WHAT NEEDS TO BE DONE
Skip every picture and transcribe the remaining material exactly.

-- Start SOURCE DATA --

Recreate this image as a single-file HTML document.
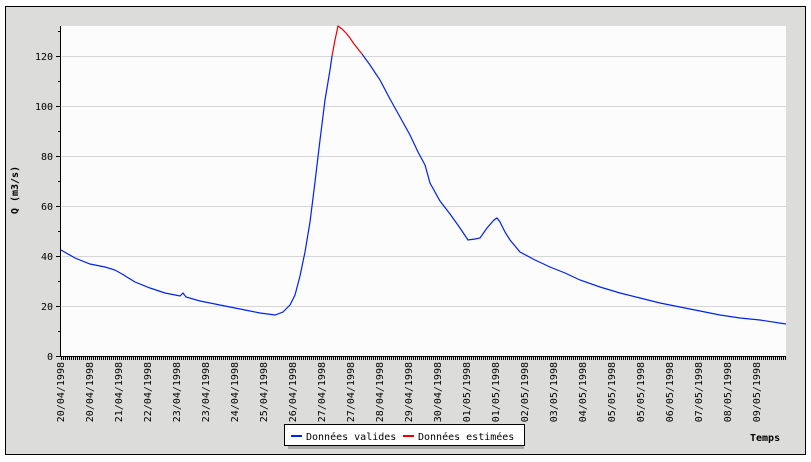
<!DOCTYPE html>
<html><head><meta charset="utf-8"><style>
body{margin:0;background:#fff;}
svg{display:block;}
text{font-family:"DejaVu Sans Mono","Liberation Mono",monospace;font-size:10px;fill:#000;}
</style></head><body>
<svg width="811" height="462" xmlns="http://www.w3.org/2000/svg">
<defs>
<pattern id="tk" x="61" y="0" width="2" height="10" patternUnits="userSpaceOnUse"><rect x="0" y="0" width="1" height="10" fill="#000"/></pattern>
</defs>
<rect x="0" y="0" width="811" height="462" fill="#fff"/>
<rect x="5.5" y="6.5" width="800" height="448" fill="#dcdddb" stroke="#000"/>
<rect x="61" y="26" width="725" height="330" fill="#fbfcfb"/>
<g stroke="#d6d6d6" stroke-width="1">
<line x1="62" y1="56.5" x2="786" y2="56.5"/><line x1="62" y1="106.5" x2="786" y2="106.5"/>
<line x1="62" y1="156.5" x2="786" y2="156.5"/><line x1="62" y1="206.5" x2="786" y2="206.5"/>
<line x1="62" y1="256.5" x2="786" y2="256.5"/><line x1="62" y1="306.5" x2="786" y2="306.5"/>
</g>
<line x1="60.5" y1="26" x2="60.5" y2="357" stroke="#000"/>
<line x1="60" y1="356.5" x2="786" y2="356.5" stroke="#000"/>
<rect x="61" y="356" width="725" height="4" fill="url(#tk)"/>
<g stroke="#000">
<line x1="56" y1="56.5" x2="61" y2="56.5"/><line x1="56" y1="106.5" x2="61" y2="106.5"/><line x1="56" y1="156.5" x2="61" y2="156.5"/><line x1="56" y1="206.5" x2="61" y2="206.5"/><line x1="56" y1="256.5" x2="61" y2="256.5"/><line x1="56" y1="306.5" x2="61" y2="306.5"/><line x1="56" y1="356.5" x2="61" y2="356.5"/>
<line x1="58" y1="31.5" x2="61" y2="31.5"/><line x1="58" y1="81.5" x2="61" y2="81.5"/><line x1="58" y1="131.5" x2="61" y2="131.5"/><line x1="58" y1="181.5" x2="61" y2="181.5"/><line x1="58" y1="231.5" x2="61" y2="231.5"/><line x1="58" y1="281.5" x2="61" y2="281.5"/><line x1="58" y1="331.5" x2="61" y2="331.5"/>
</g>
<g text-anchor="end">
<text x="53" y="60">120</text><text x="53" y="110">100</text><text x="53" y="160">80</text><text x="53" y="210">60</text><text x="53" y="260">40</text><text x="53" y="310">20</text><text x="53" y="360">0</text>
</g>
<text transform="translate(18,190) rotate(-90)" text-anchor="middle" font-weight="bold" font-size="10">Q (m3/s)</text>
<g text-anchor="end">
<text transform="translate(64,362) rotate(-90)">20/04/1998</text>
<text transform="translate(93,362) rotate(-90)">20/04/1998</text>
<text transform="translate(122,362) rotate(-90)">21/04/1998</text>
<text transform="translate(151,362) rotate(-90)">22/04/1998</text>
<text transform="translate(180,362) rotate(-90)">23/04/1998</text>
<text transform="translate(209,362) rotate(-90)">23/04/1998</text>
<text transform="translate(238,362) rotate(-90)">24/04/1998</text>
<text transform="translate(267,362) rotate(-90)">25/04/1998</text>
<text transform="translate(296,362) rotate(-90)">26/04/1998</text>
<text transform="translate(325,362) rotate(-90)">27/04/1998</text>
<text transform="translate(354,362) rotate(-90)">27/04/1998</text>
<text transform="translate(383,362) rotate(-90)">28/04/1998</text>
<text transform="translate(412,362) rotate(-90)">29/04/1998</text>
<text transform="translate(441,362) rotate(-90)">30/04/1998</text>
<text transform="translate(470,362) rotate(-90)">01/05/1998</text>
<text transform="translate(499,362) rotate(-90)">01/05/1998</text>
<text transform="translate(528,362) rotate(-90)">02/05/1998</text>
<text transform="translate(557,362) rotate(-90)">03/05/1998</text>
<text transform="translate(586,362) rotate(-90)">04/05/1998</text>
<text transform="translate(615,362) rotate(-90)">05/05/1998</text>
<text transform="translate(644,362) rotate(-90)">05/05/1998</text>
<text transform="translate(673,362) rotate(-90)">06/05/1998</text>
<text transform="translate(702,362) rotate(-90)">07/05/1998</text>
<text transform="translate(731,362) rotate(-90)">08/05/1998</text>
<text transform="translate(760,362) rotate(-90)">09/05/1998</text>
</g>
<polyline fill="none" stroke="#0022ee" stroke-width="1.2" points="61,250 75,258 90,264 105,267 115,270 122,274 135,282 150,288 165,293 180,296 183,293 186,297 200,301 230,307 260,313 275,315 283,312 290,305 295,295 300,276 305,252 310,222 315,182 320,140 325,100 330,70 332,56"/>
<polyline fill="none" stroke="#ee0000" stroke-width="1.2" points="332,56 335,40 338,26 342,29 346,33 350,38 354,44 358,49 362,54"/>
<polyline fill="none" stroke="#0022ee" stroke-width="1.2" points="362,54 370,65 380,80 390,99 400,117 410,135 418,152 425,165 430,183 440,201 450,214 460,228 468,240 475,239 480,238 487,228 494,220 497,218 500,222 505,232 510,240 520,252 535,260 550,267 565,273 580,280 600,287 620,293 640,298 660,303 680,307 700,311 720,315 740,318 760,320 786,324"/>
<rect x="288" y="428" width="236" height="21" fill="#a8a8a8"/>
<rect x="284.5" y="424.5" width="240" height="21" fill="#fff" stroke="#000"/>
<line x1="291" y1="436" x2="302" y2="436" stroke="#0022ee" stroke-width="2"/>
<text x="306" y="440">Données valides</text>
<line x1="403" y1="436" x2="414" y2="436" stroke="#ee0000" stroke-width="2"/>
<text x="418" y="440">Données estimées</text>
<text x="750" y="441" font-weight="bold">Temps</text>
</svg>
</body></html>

-- End SOURCE DATA --

SOLUTION TO THE PROBLEM
Recreate this image as a single-file HTML document.
<!DOCTYPE html>
<html><head><meta charset="utf-8"><style>
body{margin:0;background:#fff;}
svg{display:block;}
text{font-family:"DejaVu Sans Mono","Liberation Mono",monospace;font-size:10px;fill:#000;}
</style></head><body>
<svg width="811" height="462" xmlns="http://www.w3.org/2000/svg">
<defs>
<pattern id="tk" x="61" y="0" width="2" height="10" patternUnits="userSpaceOnUse"><rect x="0" y="0" width="1" height="10" fill="#000"/></pattern>
</defs>
<rect x="0" y="0" width="811" height="462" fill="#fff"/>
<rect x="5.5" y="6.5" width="800" height="448" fill="#dcdddb" stroke="#000"/>
<rect x="61" y="26" width="725" height="330" fill="#fbfcfb"/>
<g stroke="#d6d6d6" stroke-width="1">
<line x1="62" y1="56.5" x2="786" y2="56.5"/><line x1="62" y1="106.5" x2="786" y2="106.5"/>
<line x1="62" y1="156.5" x2="786" y2="156.5"/><line x1="62" y1="206.5" x2="786" y2="206.5"/>
<line x1="62" y1="256.5" x2="786" y2="256.5"/><line x1="62" y1="306.5" x2="786" y2="306.5"/>
</g>
<line x1="60.5" y1="26" x2="60.5" y2="357" stroke="#000"/>
<line x1="60" y1="356.5" x2="786" y2="356.5" stroke="#000"/>
<rect x="61" y="356" width="725" height="4" fill="url(#tk)"/>
<g stroke="#000">
<line x1="56" y1="56.5" x2="61" y2="56.5"/><line x1="56" y1="106.5" x2="61" y2="106.5"/><line x1="56" y1="156.5" x2="61" y2="156.5"/><line x1="56" y1="206.5" x2="61" y2="206.5"/><line x1="56" y1="256.5" x2="61" y2="256.5"/><line x1="56" y1="306.5" x2="61" y2="306.5"/><line x1="56" y1="356.5" x2="61" y2="356.5"/>
<line x1="58" y1="31.5" x2="61" y2="31.5"/><line x1="58" y1="81.5" x2="61" y2="81.5"/><line x1="58" y1="131.5" x2="61" y2="131.5"/><line x1="58" y1="181.5" x2="61" y2="181.5"/><line x1="58" y1="231.5" x2="61" y2="231.5"/><line x1="58" y1="281.5" x2="61" y2="281.5"/><line x1="58" y1="331.5" x2="61" y2="331.5"/>
</g>
<g text-anchor="end">
<text x="53" y="60">120</text><text x="53" y="110">100</text><text x="53" y="160">80</text><text x="53" y="210">60</text><text x="53" y="260">40</text><text x="53" y="310">20</text><text x="53" y="360">0</text>
</g>
<text transform="translate(18,190) rotate(-90)" text-anchor="middle" font-weight="bold" font-size="10">Q (m3/s)</text>
<g text-anchor="end">
<text transform="translate(64,362) rotate(-90)">20/04/1998</text>
<text transform="translate(93,362) rotate(-90)">20/04/1998</text>
<text transform="translate(122,362) rotate(-90)">21/04/1998</text>
<text transform="translate(151,362) rotate(-90)">22/04/1998</text>
<text transform="translate(180,362) rotate(-90)">23/04/1998</text>
<text transform="translate(209,362) rotate(-90)">23/04/1998</text>
<text transform="translate(238,362) rotate(-90)">24/04/1998</text>
<text transform="translate(267,362) rotate(-90)">25/04/1998</text>
<text transform="translate(296,362) rotate(-90)">26/04/1998</text>
<text transform="translate(325,362) rotate(-90)">27/04/1998</text>
<text transform="translate(354,362) rotate(-90)">27/04/1998</text>
<text transform="translate(383,362) rotate(-90)">28/04/1998</text>
<text transform="translate(412,362) rotate(-90)">29/04/1998</text>
<text transform="translate(441,362) rotate(-90)">30/04/1998</text>
<text transform="translate(470,362) rotate(-90)">01/05/1998</text>
<text transform="translate(499,362) rotate(-90)">01/05/1998</text>
<text transform="translate(528,362) rotate(-90)">02/05/1998</text>
<text transform="translate(557,362) rotate(-90)">03/05/1998</text>
<text transform="translate(586,362) rotate(-90)">04/05/1998</text>
<text transform="translate(615,362) rotate(-90)">05/05/1998</text>
<text transform="translate(644,362) rotate(-90)">05/05/1998</text>
<text transform="translate(673,362) rotate(-90)">06/05/1998</text>
<text transform="translate(702,362) rotate(-90)">07/05/1998</text>
<text transform="translate(731,362) rotate(-90)">08/05/1998</text>
<text transform="translate(760,362) rotate(-90)">09/05/1998</text>
</g>
<polyline fill="none" stroke="#0022ee" stroke-width="1.2" points="61,250 75,258 90,264 105,267 115,270 122,274 135,282 150,288 165,293 180,296 183,293 186,297 200,301 230,307 260,313 275,315 283,312 290,305 295,295 300,276 305,252 310,222 315,182 320,140 325,100 330,70 332,56"/>
<polyline fill="none" stroke="#ee0000" stroke-width="1.2" points="332,56 335,40 338,26 342,29 346,33 350,38 354,44 358,49 362,54"/>
<polyline fill="none" stroke="#0022ee" stroke-width="1.2" points="362,54 370,65 380,80 390,99 400,117 410,135 418,152 425,165 430,183 440,201 450,214 460,228 468,240 475,239 480,238 487,228 494,220 497,218 500,222 505,232 510,240 520,252 535,260 550,267 565,273 580,280 600,287 620,293 640,298 660,303 680,307 700,311 720,315 740,318 760,320 786,324"/>
<rect x="288" y="428" width="236" height="21" fill="#a8a8a8"/>
<rect x="284.5" y="424.5" width="240" height="21" fill="#fff" stroke="#000"/>
<line x1="291" y1="436" x2="302" y2="436" stroke="#0022ee" stroke-width="2"/>
<text x="306" y="440">Données valides</text>
<line x1="403" y1="436" x2="414" y2="436" stroke="#ee0000" stroke-width="2"/>
<text x="418" y="440">Données estimées</text>
<text x="750" y="441" font-weight="bold">Temps</text>
</svg>
</body></html>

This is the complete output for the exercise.